• GIVEN MATERIAL
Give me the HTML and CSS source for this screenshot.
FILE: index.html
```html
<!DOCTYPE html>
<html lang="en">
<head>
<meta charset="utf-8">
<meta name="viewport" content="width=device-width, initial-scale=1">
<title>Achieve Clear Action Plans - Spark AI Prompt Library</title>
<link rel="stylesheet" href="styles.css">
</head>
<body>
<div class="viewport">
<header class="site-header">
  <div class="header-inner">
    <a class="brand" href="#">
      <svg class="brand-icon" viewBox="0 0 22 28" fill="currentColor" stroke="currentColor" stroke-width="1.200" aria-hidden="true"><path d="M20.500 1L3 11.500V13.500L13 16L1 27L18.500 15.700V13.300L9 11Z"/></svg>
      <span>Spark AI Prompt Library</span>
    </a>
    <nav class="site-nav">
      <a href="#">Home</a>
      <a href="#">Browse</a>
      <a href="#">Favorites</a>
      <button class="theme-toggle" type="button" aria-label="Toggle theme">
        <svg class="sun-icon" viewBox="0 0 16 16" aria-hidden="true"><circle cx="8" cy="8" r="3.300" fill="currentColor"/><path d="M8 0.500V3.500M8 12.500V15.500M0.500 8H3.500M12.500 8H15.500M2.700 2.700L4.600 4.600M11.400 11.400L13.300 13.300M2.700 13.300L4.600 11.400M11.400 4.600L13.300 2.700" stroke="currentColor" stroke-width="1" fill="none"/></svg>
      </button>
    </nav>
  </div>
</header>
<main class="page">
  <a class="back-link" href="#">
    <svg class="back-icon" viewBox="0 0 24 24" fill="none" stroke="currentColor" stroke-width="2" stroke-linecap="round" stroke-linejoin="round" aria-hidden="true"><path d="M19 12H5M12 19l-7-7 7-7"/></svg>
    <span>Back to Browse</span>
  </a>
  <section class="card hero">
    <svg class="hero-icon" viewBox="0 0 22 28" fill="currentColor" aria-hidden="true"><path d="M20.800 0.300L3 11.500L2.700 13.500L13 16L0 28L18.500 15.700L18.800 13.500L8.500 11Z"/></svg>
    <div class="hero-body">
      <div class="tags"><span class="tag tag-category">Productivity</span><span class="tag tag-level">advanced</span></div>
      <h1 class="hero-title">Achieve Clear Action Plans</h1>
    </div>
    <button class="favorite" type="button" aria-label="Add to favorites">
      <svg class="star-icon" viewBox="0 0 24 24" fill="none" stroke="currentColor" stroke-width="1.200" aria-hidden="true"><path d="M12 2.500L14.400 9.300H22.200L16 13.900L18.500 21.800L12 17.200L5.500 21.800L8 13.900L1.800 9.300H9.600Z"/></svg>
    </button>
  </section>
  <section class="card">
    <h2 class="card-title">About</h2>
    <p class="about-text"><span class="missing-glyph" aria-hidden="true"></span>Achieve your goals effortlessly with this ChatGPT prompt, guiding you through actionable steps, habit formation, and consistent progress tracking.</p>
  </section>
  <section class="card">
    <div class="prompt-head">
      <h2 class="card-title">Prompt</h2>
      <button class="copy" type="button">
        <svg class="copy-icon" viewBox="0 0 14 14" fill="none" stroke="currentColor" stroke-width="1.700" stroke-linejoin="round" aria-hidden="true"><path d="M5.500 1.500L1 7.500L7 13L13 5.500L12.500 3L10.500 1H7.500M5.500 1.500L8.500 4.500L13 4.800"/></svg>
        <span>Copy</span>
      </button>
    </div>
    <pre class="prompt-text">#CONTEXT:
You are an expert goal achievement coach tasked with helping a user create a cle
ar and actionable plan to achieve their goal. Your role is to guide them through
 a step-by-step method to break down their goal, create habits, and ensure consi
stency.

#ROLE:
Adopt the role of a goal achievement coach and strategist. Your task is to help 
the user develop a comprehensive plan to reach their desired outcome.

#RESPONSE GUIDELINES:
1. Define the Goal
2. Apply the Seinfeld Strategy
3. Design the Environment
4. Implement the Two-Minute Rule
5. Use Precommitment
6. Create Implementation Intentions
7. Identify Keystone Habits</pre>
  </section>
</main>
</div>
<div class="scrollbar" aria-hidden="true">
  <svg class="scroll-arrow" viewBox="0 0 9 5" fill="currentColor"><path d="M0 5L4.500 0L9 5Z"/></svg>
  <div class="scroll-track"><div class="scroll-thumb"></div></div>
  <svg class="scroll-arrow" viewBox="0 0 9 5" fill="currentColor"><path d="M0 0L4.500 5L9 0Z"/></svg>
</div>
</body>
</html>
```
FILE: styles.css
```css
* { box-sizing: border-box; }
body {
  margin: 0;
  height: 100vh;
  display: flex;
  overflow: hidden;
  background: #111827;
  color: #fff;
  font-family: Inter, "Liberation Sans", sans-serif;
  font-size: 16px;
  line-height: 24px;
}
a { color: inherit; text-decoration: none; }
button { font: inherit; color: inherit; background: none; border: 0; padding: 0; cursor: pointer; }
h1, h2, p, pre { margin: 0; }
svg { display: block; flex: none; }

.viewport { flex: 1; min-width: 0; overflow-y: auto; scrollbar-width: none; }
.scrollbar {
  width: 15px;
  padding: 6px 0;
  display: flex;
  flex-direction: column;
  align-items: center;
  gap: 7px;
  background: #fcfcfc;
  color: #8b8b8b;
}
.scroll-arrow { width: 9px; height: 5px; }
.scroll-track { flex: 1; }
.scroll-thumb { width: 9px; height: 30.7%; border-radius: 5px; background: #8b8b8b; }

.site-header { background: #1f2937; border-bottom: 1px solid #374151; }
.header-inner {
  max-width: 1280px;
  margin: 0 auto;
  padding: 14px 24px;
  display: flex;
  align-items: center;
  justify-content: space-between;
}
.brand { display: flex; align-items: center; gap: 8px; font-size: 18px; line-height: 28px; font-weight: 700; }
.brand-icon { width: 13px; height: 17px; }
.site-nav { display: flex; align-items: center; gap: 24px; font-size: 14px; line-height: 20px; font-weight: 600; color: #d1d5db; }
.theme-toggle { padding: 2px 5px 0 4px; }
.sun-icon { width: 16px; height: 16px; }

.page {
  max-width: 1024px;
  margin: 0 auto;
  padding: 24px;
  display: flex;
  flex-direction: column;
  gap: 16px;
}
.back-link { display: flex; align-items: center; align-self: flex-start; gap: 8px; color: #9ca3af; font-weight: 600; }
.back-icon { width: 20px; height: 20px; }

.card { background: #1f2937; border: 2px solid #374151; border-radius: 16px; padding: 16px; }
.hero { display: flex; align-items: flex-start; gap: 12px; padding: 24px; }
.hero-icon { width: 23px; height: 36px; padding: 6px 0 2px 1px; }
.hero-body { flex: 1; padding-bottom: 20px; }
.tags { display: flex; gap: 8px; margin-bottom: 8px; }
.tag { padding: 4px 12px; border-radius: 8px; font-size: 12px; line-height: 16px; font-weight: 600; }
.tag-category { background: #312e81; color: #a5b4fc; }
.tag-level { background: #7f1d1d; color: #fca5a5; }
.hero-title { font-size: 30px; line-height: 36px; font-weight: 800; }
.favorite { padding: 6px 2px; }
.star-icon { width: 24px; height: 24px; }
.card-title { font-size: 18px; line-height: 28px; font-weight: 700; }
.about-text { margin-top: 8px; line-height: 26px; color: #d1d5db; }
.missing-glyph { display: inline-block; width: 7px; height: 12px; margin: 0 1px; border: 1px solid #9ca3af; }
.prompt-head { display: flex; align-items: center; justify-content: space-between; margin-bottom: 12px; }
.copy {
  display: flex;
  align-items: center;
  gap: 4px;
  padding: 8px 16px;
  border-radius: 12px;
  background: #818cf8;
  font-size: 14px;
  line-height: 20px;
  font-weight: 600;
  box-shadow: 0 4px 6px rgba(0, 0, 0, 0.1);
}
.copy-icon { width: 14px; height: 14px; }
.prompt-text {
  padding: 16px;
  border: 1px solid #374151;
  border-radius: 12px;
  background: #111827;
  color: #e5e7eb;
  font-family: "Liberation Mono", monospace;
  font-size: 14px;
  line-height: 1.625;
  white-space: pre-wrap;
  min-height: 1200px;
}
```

• PROBLEM REQUIREMENTS
Provide solely the number of lines in the data that include the word "this".

• OUTPUT OF THE TASK
2